Tuesday 5 May 2009

Where is the life that late he led?

I have been circling around this subject for days, wondering how to write about it. Re-reading Sylvia Plath's poem "Daddy" was not a good idea.... I will circle some more.

Last week, I was watching an episode of Lark Rise to Candleford a television series loosely (very loosely) based on the novels by Flora Thompson which were favourites of my maternal grandmother. The series itself is gentle and charming, not all that much to do with the original stories, but pleasant enough viewing. This episode focused on the fussy Pratt sisters who run a dress shop. When their prodigal father showed up, begging for forgiveness for deserting them as children, I felt a familiar sinking in my stomach and knew long before the denouement that he would betray them again.

My father's memorial service took place in Grace Cathedral in San Francisco a couple of weeks ago. It apparently was a grand affair. I knew it was going to take place because my eldest half-sister (from my dad's first marriage) was attending. About a week later, I received a message through Ancestry.co.uk where I've been steadily posting my family tree in safe-keeping against the possibility of our home computer going "foom", as it seems to do every couple of years. A very sweet lady from San Francisco was wondering who on earth I was. Apparently she'd come across my family tree during her own family research and, making conversation at my father's service, asked my half-sister and my father's last wife about it. Blank looks. Neither I nor my sister had appeared in the list of relatives in the programme. When the kind lady offered to mail me the order of service, I finally fully understood why.

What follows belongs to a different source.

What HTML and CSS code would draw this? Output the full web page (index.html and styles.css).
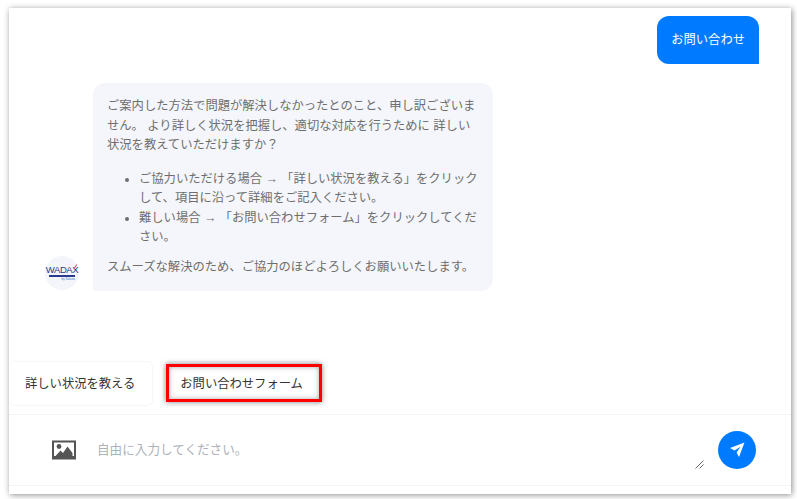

See, I'd expected some fabrication in my father's obituary. A few years ago, a local newspaper had reported on one of his functions and mentioned the medals on his chest and the fact that he had modestly said: "They're not for anything much." Oh God. They had no idea.

I started to read through the rather lengthy 8x10 pamphlet that had been sent me. My hands first began to shake when I saw the title by his name: Lt.Col. I flipped to the back and was confronted by a two-page (single-spaced) biography which enumerated in glowing adjectives achievement after achievement, heroism after heroism which I knew to be simply not true. I don't know who wrote this thing, but it was a skillful weaving of fact, fiction and half-truth, perfectly credible to anyone who had not known him before his final permanent emigration to the United States. I began to feel a bit queasy, not knowing whether to laugh or cry.

Whom did he hurt by this deception? Obviously, the many public services (based upon a fraudulent armed forces record and a non-existent Bachelor's Degree at the "prestigious London School of Economics") he performed in San Francisco were real enough. The MBE presented to him as part of the 2006 New Year's Honours List was also genuine; his name appears on the official list. He got that for fund raising, this man that left two women struggling to raise children on their own with creditors clamouring for payment in the wake of his several failed businesses.

Still, it seems to me pointless to wound his widow, the starry-eyed old soldiers of his officers' club, his bereft sister, and my eldest half-sister who wants to believe Daddy was a hero. Oh heavens, luv, so do I...

So here, anonymously, I state for the record: My father was a man of many fine qualities, hobbled by alcoholism and dysfunctional parenting. It breaks my heart to think of how badly he wanted to be a high-ranking, widely admired retired soldier and the lies upon lies needed to make that a reality for him. For the sake of his survivors, I will hold my peace for now. For the sake of his descendants and the man or men who actually earned those medals that they carried in great state in his funeral procession, I will gather the facts of his life together and wait for a few people to die.

Anthony Quinn was asked what he would like God to say when he got to heaven. He replied, "I understand." Oh Dad. I hope that's what God said to you.

A rather more fitting epitaph for my father who used to sing this.

4 comments:

Jane Henry said...

Blimey, Persephone. Haven't a clue what to say, except, real life is always more unbelievable then fiction. Can understand your wanting to protect people, they usually want to hold onto their illusions, but you need to tell the truth somewhere, so I'm glad you have here. Ever thought of fictionalising it? (From what I've seen here I think you'd make a pretty good fist of it)
Have just acknowledged you (and my other blogging buddies) in my latest ouevre.
Thinking of you.xx

JoeinVegas said...

The writeup does make him sound pretty good. Unfortunately a lot of people find out about reality when someone dies and the truth comes out.

Lisa Rullsenberg said...

Ah, the merging of fact, fiction and half-truth. Whilst the post-modernist understands the motivations behind fict/fact-ionalisation of lives, real people are inevitably left with the truths they know and the recognition of the lies. I can only echo what JH says and say that you write remarkably eloquently on what must remain a very personal and painful set of memories and knowledge. You needed to say something somewhere though, and here seems as good as anywhere -- beyond, as JH suggests, making good on your writing talents in a true fiction. My love and thoughts in your circling of the issues these recent events have highlighted in your life.

Anonymous said...

We all may have 'some of those'. Either, as you say, wait for a few people to die, or don't write it. Ever. Or just write it for yourself so you've said what you need to say. You did a pretty good job here of saying and not saying at the same time. I mean, without all the gory details, I got it.